И еще я пишу о бесстрашии, мужестве, твердости, единодушии, о великих
традициях ленинградцев, о том, как вели себя они в прошлых, достойно
пережитых испытаниях... Я закончил статью словами: "Каждый знает: война с
вероломным врагом будет победной".
Корреспонденция моя называется "На боевых постах" и уже передана в
Москву по телефону1.
Ночь на 23 июня
До сих пор мне было совершенно неважно, что окна квартиры обращены на
запад, до сих пор не приходилось и думать о том, куда именно обращены окна.

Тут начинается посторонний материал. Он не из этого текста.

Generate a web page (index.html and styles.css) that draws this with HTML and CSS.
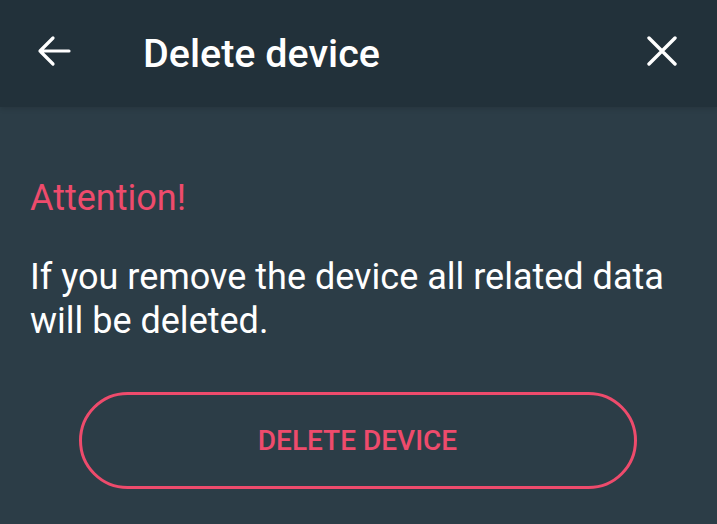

Но нынче ночью завыли сирены, зачастили, надрывая душу, гудки паровозов
и пароходов, отрезая эту белую ночь от всех прошлых ночей, когда нам спалось
бестревожно. И хотя все звуки тревоги скоро замолкли и ночь была до краев
налита тишиной, иная эпоха, в которую мы вступили, сказывалась уже и в том,
что из своего окна смотришь не во двор, не на корпус противоположного дома,
а сквозь него гораздо дальше - на Запад.
Наталья Ивановна присела на подоконник, молча глядела из окна, мерно
дыша прохладным, прозрачным воздухом белой ночи. Ее думы, наверное, были
точь-в-точь те же, что и мои.
В строгой, через силу спокойной тишине слух старался уловить только
легкое комариное звучание - где-то безмерно далеко. И воображение переносило
меня от разрушенной Герники к изуродованным кварталам Ковентри и к тому, что
случилось меньше суток назад в Минске, в Одессе, в Киеве... Я пытался
представить себе: как э т о бывает? вот так: сначала легкое комариное
жужжание в тихом, спокойном воздухе, потом звук нарастает, близится, потом
одуряющий гул - и сразу свист, грохот, дым, пламя, и для многих это -
последнее, оборванное болью и тьмой впечатление.
Сейчас в небесах - утренняя заря. Попробую точно записать впечатления
этой ночи. Я облокотился на подоконник и думал: где сию минуту находятся,
черные в белой ночи, немецкие бомбардировщики? Над вековечными, дремлющими в
ночных испарениях лесами? Над полями, пахнущими свежим сеном, полынью,
мятой? Над тихими, белесыми, отражающими светлые небеса водами Балтики?
Сколько их, этих немецких бомбардировщиков? Тысяча или один? Где наши
самолеты? Летят по прямой к ним навстречу или уже пересекли им путь и уже
кружат и бьются? И сколько наших на каждый вражеский?
И пока там, в воздухе, происходит бой, все будет длиться здесь, в
Ленинграде, эта ждущая тишина, все будет напряженным биение миллионов
сердец. Наверное, не я один, наверное, тысячи ленинградцев в эти тревожные
минуты думают о Кремле. Там, в Кремле, уже, конечно, в с е з н а ю т, по
слову оттуда с аэродромов поднимаются в воздух все новые и новые самолеты...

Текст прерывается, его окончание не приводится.